# Data extract
START
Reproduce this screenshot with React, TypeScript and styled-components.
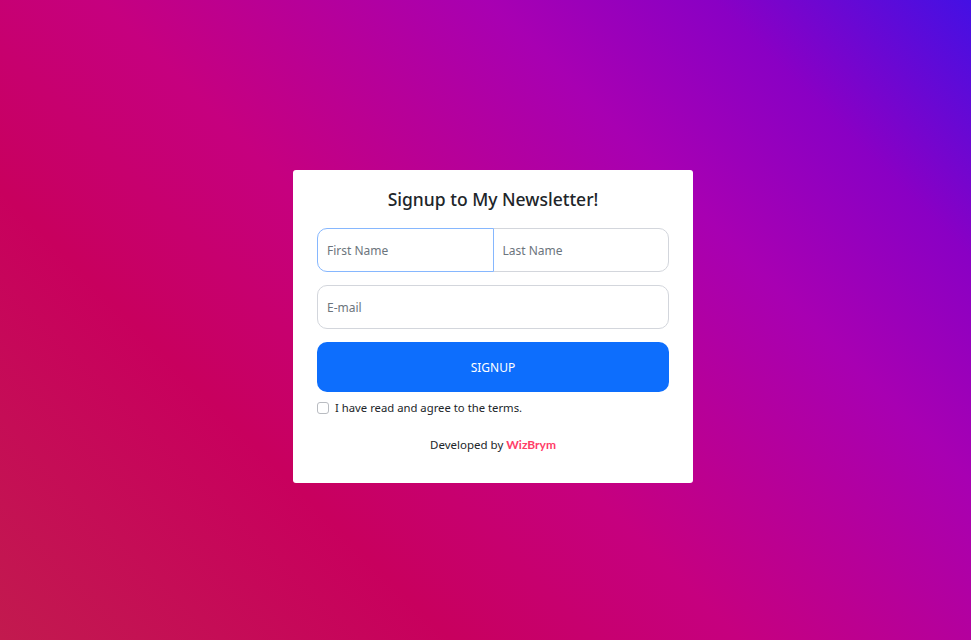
import React from "react";
import styled, { createGlobalStyle } from "styled-components";

const GlobalStyle = createGlobalStyle`
  * { box-sizing: border-box; }
  html, body { margin: 0; padding: 0; height: 100%; }
  body {
    font-family: "Noto Sans", "Open Sans", sans-serif;
    color: #212529;
  }
  #root { height: 100%; }
`;

const Page = styled.div`
  width: 100%;
  height: 640px;
  display: flex;
  align-items: center;
  justify-content: center;
  background: linear-gradient(
    45deg,
    #c21a4e 0%,
    #c8005e 28%,
    #c6007f 46%,
    #a800b2 70%,
    #8a00c4 84%,
    #4410e4 100%
  );
`;

const Card = styled.form`
  width: 400px;
  height: 313px;
  background: #ffffff;
  border-radius: 3px;
  padding: 17px 24px 0;
  display: flex;
  flex-direction: column;
  margin: 12px 0 0 15px;
`;

const Title = styled.h1`
  margin: 0 0 17px;
  font-size: 17.5px;
  font-weight: 500;
  text-align: center;
  color: #212529;
  line-height: 24px;
`;

const Group = styled.div`
  display: flex;
  height: 44px;
  margin-bottom: 13px;
`;

const Field = styled.input<{ $pos?: "left" | "right" | "full"; $focused?: boolean }>`
  flex: 1;
  min-width: 0;
  height: 44px;
  padding: 2px 9px 0;
  font-family: inherit;
  font-size: 12px;
  color: #212529;
  background: #fff;
  border: 1px solid ${(p) => (p.$focused ? "#86b7fe" : "#d3d6dc")};
  border-radius: ${(p) =>
    p.$pos === "left" ? "10px 0 0 10px" : p.$pos === "right" ? "0 10px 10px 0" : "10px"};
  margin-left: ${(p) => (p.$pos === "right" ? "-1px" : "0")};
  position: relative;
  z-index: ${(p) => (p.$focused ? 1 : 0)};
  outline: none;
  caret-color: #000;
  &::placeholder { color: #6c757d; }
`;

const Button = styled.button`
  height: 50px;
  padding: 2px 0 0;
  border: none;
  border-radius: 10px;
  background: #0d6efd;
  color: #fff;
  font-family: inherit;
  font-size: 12px;
  text-transform: uppercase;
  cursor: pointer;
  margin-bottom: 9px;
`;

const CheckRow = styled.label`
  display: flex;
  align-items: center;
  gap: 6px;
  font-size: 11.3px;
  color: #212529;
  height: 14px;
`;

const Box = styled.input`
  appearance: none;
  width: 12px;
  height: 12px;
  margin: 0;
  border: 1px solid #b9bcc1;
  border-radius: 3px;
  background: #fff;
`;

const Footer = styled.p`
  margin: 22px 0 0;
  text-align: center;
  font-size: 11.5px;
  color: #212529;
`;

const Brand = styled.span`
  color: #ff3d68;
  font-weight: 700;
  font-family: "Lato", "Noto Sans", sans-serif;
  font-size: 12px;
`;

export default function App() {
  return (
    <>
      <GlobalStyle />
      <Page>
        <Card onSubmit={(e) => e.preventDefault()}>
          <Title>Signup to My Newsletter!</Title>
          <Group>
            <Field $pos="left" $focused placeholder="First Name" autoFocus />
            <Field $pos="right" placeholder="Last Name" />
          </Group>
          <Group>
            <Field $pos="full" type="email" placeholder="E-mail" />
          </Group>
          <Button type="submit">Signup</Button>
          <CheckRow>
            <Box type="checkbox" />
            I have read and agree to the terms.
          </CheckRow>
          <Footer>
            Developed by <Brand>WizBrym</Brand>
          </Footer>
        </Card>
      </Page>
    </>
  );
}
END
# Exercise
Without the pictures, transcribe the listing above exactly.

# Result for this task
Reproduce this screenshot with React, TypeScript and styled-components.
import React from "react";
import styled, { createGlobalStyle } from "styled-components";

const GlobalStyle = createGlobalStyle`
  * { box-sizing: border-box; }
  html, body { margin: 0; padding: 0; height: 100%; }
  body {
    font-family: "Noto Sans", "Open Sans", sans-serif;
    color: #212529;
  }
  #root { height: 100%; }
`;

const Page = styled.div`
  width: 100%;
  height: 640px;
  display: flex;
  align-items: center;
  justify-content: center;
  background: linear-gradient(
    45deg,
    #c21a4e 0%,
    #c8005e 28%,
    #c6007f 46%,
    #a800b2 70%,
    #8a00c4 84%,
    #4410e4 100%
  );
`;

const Card = styled.form`
  width: 400px;
  height: 313px;
  background: #ffffff;
  border-radius: 3px;
  padding: 17px 24px 0;
  display: flex;
  flex-direction: column;
  margin: 12px 0 0 15px;
`;

const Title = styled.h1`
  margin: 0 0 17px;
  font-size: 17.5px;
  font-weight: 500;
  text-align: center;
  color: #212529;
  line-height: 24px;
`;

const Group = styled.div`
  display: flex;
  height: 44px;
  margin-bottom: 13px;
`;

const Field = styled.input<{ $pos?: "left" | "right" | "full"; $focused?: boolean }>`
  flex: 1;
  min-width: 0;
  height: 44px;
  padding: 2px 9px 0;
  font-family: inherit;
  font-size: 12px;
  color: #212529;
  background: #fff;
  border: 1px solid ${(p) => (p.$focused ? "#86b7fe" : "#d3d6dc")};
  border-radius: ${(p) =>
    p.$pos === "left" ? "10px 0 0 10px" : p.$pos === "right" ? "0 10px 10px 0" : "10px"};
  margin-left: ${(p) => (p.$pos === "right" ? "-1px" : "0")};
  position: relative;
  z-index: ${(p) => (p.$focused ? 1 : 0)};
  outline: none;
  caret-color: #000;
  &::placeholder { color: #6c757d; }
`;

const Button = styled.button`
  height: 50px;
  padding: 2px 0 0;
  border: none;
  border-radius: 10px;
  background: #0d6efd;
  color: #fff;
  font-family: inherit;
  font-size: 12px;
  text-transform: uppercase;
  cursor: pointer;
  margin-bottom: 9px;
`;

const CheckRow = styled.label`
  display: flex;
  align-items: center;
  gap: 6px;
  font-size: 11.3px;
  color: #212529;
  height: 14px;
`;

const Box = styled.input`
  appearance: none;
  width: 12px;
  height: 12px;
  margin: 0;
  border: 1px solid #b9bcc1;
  border-radius: 3px;
  background: #fff;
`;

const Footer = styled.p`
  margin: 22px 0 0;
  text-align: center;
  font-size: 11.5px;
  color: #212529;
`;

const Brand = styled.span`
  color: #ff3d68;
  font-weight: 700;
  font-family: "Lato", "Noto Sans", sans-serif;
  font-size: 12px;
`;

export default function App() {
  return (
    <>
      <GlobalStyle />
      <Page>
        <Card onSubmit={(e) => e.preventDefault()}>
          <Title>Signup to My Newsletter!</Title>
          <Group>
            <Field $pos="left" $focused placeholder="First Name" autoFocus />
            <Field $pos="right" placeholder="Last Name" />
          </Group>
          <Group>
            <Field $pos="full" type="email" placeholder="E-mail" />
          </Group>
          <Button type="submit">Signup</Button>
          <CheckRow>
            <Box type="checkbox" />
            I have read and agree to the terms.
          </CheckRow>
          <Footer>
            Developed by <Brand>WizBrym</Brand>
          </Footer>
        </Card>
      </Page>
    </>
  );
}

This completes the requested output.